From Caution to Courage

"By this, he seemed to mean, not only that the most reliable and useful courage was that which arises from the fair estimation of the encountered peril, but that an utterly fearless man is a far more dangerous comrade than a coward."
– Herman Melville from Moby Dick

Caution has been our theme in recent years. Alpine clients have benefited from our caution – if “benefit” is an appropriate description for a modest decline in stock account values compared to the massive decline suffered by others.

In our opinion, today’s market calls more for courage than caution. Ironically, when stock prices were 40-50% higher, courage was abundant and caution scarce. Today, when stock prices are 40-50% lower, caution is abundant and courage scarce. The history of financial markets is one of misplaced courage.

Courage does not mean caution is abandoned. For the investor, as distinct from the speculator, caution is never abandoned. Caution comes first, and courage must be based upon an objective analysis of economic facts.

So why courage? And what are the facts?

First, stock investing has never been for the faint of heart. Over the past eighty years, the stock market has declined 15-25% in five years, 25-35% in two years, and over 35% in three years. That is a lot of heart thumping volatility for one lifetime.

But there is a reward – higher long run returns than bonds. Stock returns of 5-6% after inflation versus bond returns of 1-2% after inflation are reasonable long run expectations – when a fair price is paid upfront. Few can afford to live on 1-2% bond returns, so stock ownership is a necessity for most, and with it the courage to stomach the ups and downs.

Courage is also needed to weather current economic conditions. This includes the worst economic contraction since at least the 1980s, and the possibility of even lower stock prices in the short run.

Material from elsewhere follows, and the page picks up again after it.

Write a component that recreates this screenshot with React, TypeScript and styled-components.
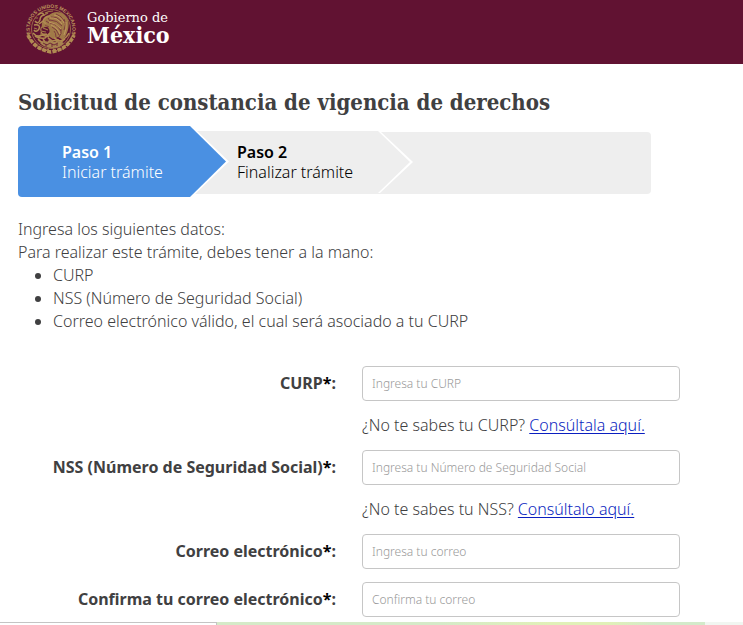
import React from 'react';
import styled, { createGlobalStyle, css } from 'styled-components';

const brandFont = '"DejaVu Serif Condensed", "DejaVu Serif", serif';

const GlobalStyle = createGlobalStyle`
  *, *::before, *::after { box-sizing: border-box; }
  body {
    margin: 0;
    background: #fff;
    color: #404041;
    font-family: "Noto Sans", "Open Sans", sans-serif;
    font-size: 16px;
    font-weight: 300;
    line-height: 23px;
  }
`;

const Page = styled.div`
  display: flex;
  flex-direction: column;
  min-height: 100vh;
`;

const Header = styled.header`
  background: #611232;
  padding: 2px 24px 8px;
`;

const Brand = styled.a`
  display: inline-flex;
  align-items: center;
  gap: 9px;
  color: #fff;
  text-decoration: none;
  vertical-align: top;
`;

const BrandText = styled.span`
  display: flex;
  flex-direction: column;
  padding-bottom: 4px;
  font-family: ${brandFont};
`;

const BrandSmall = styled.span`
  font-family: "DejaVu Serif", serif;
  font-size: 13px;
  line-height: 15px;
  font-weight: 400;
`;

const BrandLarge = styled.span`
  font-size: 23px;
  line-height: 19px;
  font-weight: 700;
`;

const Main = styled.main`
  padding: 24px 63px 0 18px;
`;

const Title = styled.h1`
  margin: 0 0 16px;
  font-family: ${brandFont};
  font-size: 22px;
  line-height: 28px;
  font-weight: 700;
  white-space: nowrap;
`;

const Steps = styled.ol`
  display: flex;
  list-style: none;
  margin: 0 29px 24px 0;
  padding: 0;
  height: 62px;
  background: #eee;
  border-radius: 4px;
  line-height: 20px;
`;

const arrow = (point: number) => css`
  clip-path: polygon(
    0 0,
    calc(100% - ${point}px) 0,
    100% 50%,
    calc(100% - ${point}px) 100%,
    0 100%
  );
`;

const Step = styled.li<{ $active?: boolean }>`
  position: relative;
  z-index: ${p => (p.$active ? 2 : 1)};
  display: flex;
  background: #fff;
  padding-right: 3px;
  margin: ${p => (p.$active ? '-6px -38px -3px 0' : '-1px 0 1px')};
  width: ${p => (p.$active ? 211 : 222)}px;
  ${p => arrow(p.$active ? 37 : 33)}
`;

const StepBody = styled.div<{ $active?: boolean }>`
  flex: 1;
  display: flex;
  flex-direction: column;
  justify-content: center;
  padding-left: ${p => (p.$active ? 44 : 46)}px;
  color: ${p => (p.$active ? '#fff' : '#000')};
  background: ${p => (p.$active ? '#4a90e2' : '#eee')};
  border-radius: 4px 0 0 4px;
  ${p => arrow(p.$active ? 36 : 32)}
`;

const StepName = styled.strong`
  font-weight: 600;
`;

const Intro = styled.p`
  margin: 0;
`;

const Requirements = styled.ul`
  margin: 0 0 33px;
  padding-left: 35px;
`;

const Form = styled.form`
  display: grid;
  grid-template-columns: 1fr 1fr;
  column-gap: 26px;
  row-gap: 13px;
  align-items: center;
`;

const Label = styled.label`
  justify-self: end;
  font-weight: 700;
  white-space: nowrap;
`;

const Required = styled.span`
  color: #000;
`;

const TextBox = styled.input`
  width: 100%;
  height: 35px;
  padding: 0 9px;
  border: 1px solid #c6c6c6;
  border-radius: 4px;
  background: #fff;
  color: #404041;
  font: inherit;
  font-size: 12px;
  &::placeholder { color: #999; opacity: 1; }
`;

const Hint = styled.p`
  grid-column: 2;
  margin: 0;
  white-space: nowrap;
`;

const HelpLink = styled.a`
  color: #0b1fc0;
  text-underline-offset: 2px;
`;

const BottomEdge = styled.footer`
  display: flex;
  height: 3px;
  margin-top: auto;
`;

const StatusEdge = styled.div`
  width: 217px;
  border: solid #c4c4c4;
  border-width: 1px 1px 0 0;
`;

const GreenStrip = styled.div`
  flex: 1;
  background: linear-gradient(90deg, #d5eac8 0 46%, #e1f0b8 68% 80%, #d3eaca 90%);
`;

const PaleStrip = styled.div`
  width: 38px;
  background: #f1f6f1;
`;

const Seal = () => (
  <svg width="54" height="54" viewBox="0 0 54 54" fill="none" stroke="#b08b52" aria-hidden="true">
    <defs>
      <path id="sealArc" d="M6.8 33.5A21.2 21.2 0 1 1 47.2 33.5" />
    </defs>
    <text fill="#bc955c" stroke="none" fontFamily="Liberation Sans, sans-serif" fontSize="5" fontWeight="700">
      <textPath href="#sealArc" startOffset="50%" textAnchor="middle">ESTADOS UNIDOS MEXICANOS</textPath>
    </text>
    <circle cx="27" cy="27" r="19.5" strokeWidth=".7" />
    <path d="M4 33Q10 47 27 50Q44 47 50 33" strokeWidth="3.6" strokeDasharray="4 1.2" />
    <path d="M3 31l4 5m-2 1l5 3m-1 3l5 1m0 3l5 0m2 2l4-2M51 31l-4 5m2 1l-5 3m1 3l-5 1m0 3l-5 0m-2 2l-4-2" strokeWidth="1.2" />
    {/* Wing and tail feathers */}
    <path fill="#a17a48" stroke="none" d="M24 14C31 7 41 10 44 18C46 25 43 33 39 38L34 35L29 37L23 33C27 31 26 26 22 24L18 26C17 20 20 15 24 14Z" />
    <path stroke="#742b3a" strokeWidth=".8" d="M27 15q6-1 10 4M26 18q7 0 12 6M26 21q7 1 11 8M28 25q5 2 7 8M32 12q6 2 8 7M40 17q3 5 0 11M37 27q1 5-2 8M30 29q2 2 2 6M22 19l3 2m-4 2l4 2m-1-9l2 3" />
    <path stroke="#c39b61" strokeWidth=".9" d="M26 16q7-1 12 6M25 20q7 1 12 7M27 23q7 3 9 9M30 13q7 1 10 8M42 20q1 7-2 13" />
    {/* Head, snake and branches */}
    <path stroke="#b08b52" strokeWidth="1.5" d="M26 14q-5 0-7 5l-4 3m4-3l3 3M14 13q4-4 6 0q-4 1-4 5q-2 5-5 1m-1 4q7-1 5 4q-3 4-5 1m-1 3q4 5 9 2l7 2" />
    <path stroke="#a17a48" strokeWidth="1.2" d="M20 24q-4 1-3 5l5 1m-3-4l5 2m-8 4l6 0M11 16l3 0m-4 10l3 1m7-14l4-2m-5 14l4-1M21 11q4-2 8-2" />
    <path stroke="#af884f" strokeWidth="1.6" d="M11 34q4 3 10 2l5-5m-3 1q-4 2-6-2m7 6l4 3 7-1m-5-2l6 3q6-2 9-8M14 37q4 5 9 3m-4-3l2 3m11-1l4 2 5-4" />
    <path fill="#a88350" stroke="none" d="M16 41q3-3 7-1l3-3 4 3q6-2 10 1q-4 5-11 5q-9 0-13-5Z" />
    <path stroke="#611232" strokeWidth=".8" d="M19 41l4 2 3-2 4 2 4-2m-12 4v-3m6 3v-3m5 2v-2" />
  </svg>
);

interface FieldProps {
  id: string;
  label: string;
  placeholder: string;
  type?: string;
}

const Field = ({ id, label, placeholder, type = 'text' }: FieldProps) => (
  <>
    <Label htmlFor={id}>{label}<Required>*</Required>:</Label>
    <TextBox id={id} name={id} type={type} placeholder={placeholder} required />
  </>
);

export default function App() {
  return (
    <Page>
      <GlobalStyle />
      <Header>
        <Brand href="#">
          <Seal />
          <BrandText>
            <BrandSmall>Gobierno de</BrandSmall>
            <BrandLarge>México</BrandLarge>
          </BrandText>
        </Brand>
      </Header>
      <Main>
        <Title>Solicitud de constancia de vigencia de derechos</Title>
        <Steps>
          <Step $active aria-current="step">
            <StepBody $active>
              <StepName>Paso 1</StepName>
              <span>Iniciar trámite</span>
            </StepBody>
          </Step>
          <Step>
            <StepBody>
              <StepName>Paso 2</StepName>
              <span>Finalizar trámite</span>
            </StepBody>
          </Step>
        </Steps>
        <Intro>Ingresa los siguientes datos:</Intro>
        <Intro>Para realizar este trámite, debes tener a la mano:</Intro>
        <Requirements>
          <li>CURP</li>
          <li>NSS (Número de Seguridad Social)</li>
          <li>Correo electrónico válido, el cual será asociado a tu CURP</li>
        </Requirements>
        <Form>
          <Field id="curp" label="CURP" placeholder="Ingresa tu CURP" />
          <Hint>¿No te sabes tu CURP? <HelpLink href="#curp">Consúltala aquí.</HelpLink></Hint>
          <Field id="nss" label="NSS (Número de Seguridad Social)" placeholder="Ingresa tu Número de Seguridad Social" />
          <Hint>¿No te sabes tu NSS? <HelpLink href="#nss">Consúltalo aquí.</HelpLink></Hint>
          <Field id="correo" label="Correo electrónico" placeholder="Ingresa tu correo" type="email" />
          <Field id="confirma" label="Confirma tu correo electrónico" placeholder="Confirma tu correo" type="email" />
        </Form>
      </Main>
      <BottomEdge>
        <StatusEdge />
        <GreenStrip />
        <PaleStrip />
      </BottomEdge>
    </Page>
  );
}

The economy was terrible in the 4th quarter of 2008, and it may get worse before it gets better.

The all-important factors required for success in difficult times: a portfolio of companies that have the business and financial strength to weather an epic economic contraction, and the intestinal fortitude to avoid bailing out at low prices.

Most importantly, courage is needed to buy because values are compelling. By our estimates, a carefully selected portfolio of companies can be bought at a price less than 10 times a conservative estimate of their net earnings. Some companies are selling for less than 5 times their net earnings. These are excellent prices. Note that the overall market is selling for about 15 times net earnings, near the historical average over the past eighty years.

One might still ask – what if things get really bad? What if our worst economic fears become reality – another Great Depression 1930s style? Would you invest in the stock market today knowing the Great Depression shoe was about to drop?

The market today is already down 47% from its peak. The question proposed is what to do next, assuming we are entering the 1930s Great Depression. Let us say you invest $10,000 in the stock market in 1931 after it had declined by 47%.

$10,000 invested in 1931 after a decline of 47% would have grown to $23,710 by the time the market fully rebounded in 1936. Put another way, if today was identical to the 1930s, your return in the stock market from here would be 19% per year over the next 6 years, far better than an investment in your mattress or in bonds.

There is no reason to believe the current economic contraction will turn into the next Great Depression. Our thinking on future economic conditions can be segregated into three possible scenarios. 1. Probable – Significant contraction with 10% unemployment and stocks near bottom. 2. Possible – Major contraction with 10-15% unemployment and stocks 10-20% lower. 3. Unlikely – Epic contraction with 15-20% unemployment and stocks 20-40% lower. Clearly we hope the probable scenario comes to pass, but no one really knows. The point is that even in the event of the unlikely scenario, stock returns from today are still likely to be quite good over the next five to seven years.

The last reason to call upon courage today is to ward off worry and fear. Come what may, worry robs us of enjoying today’s gifts, and fear undermines the courage necessary to act and capitalize upon opportunity.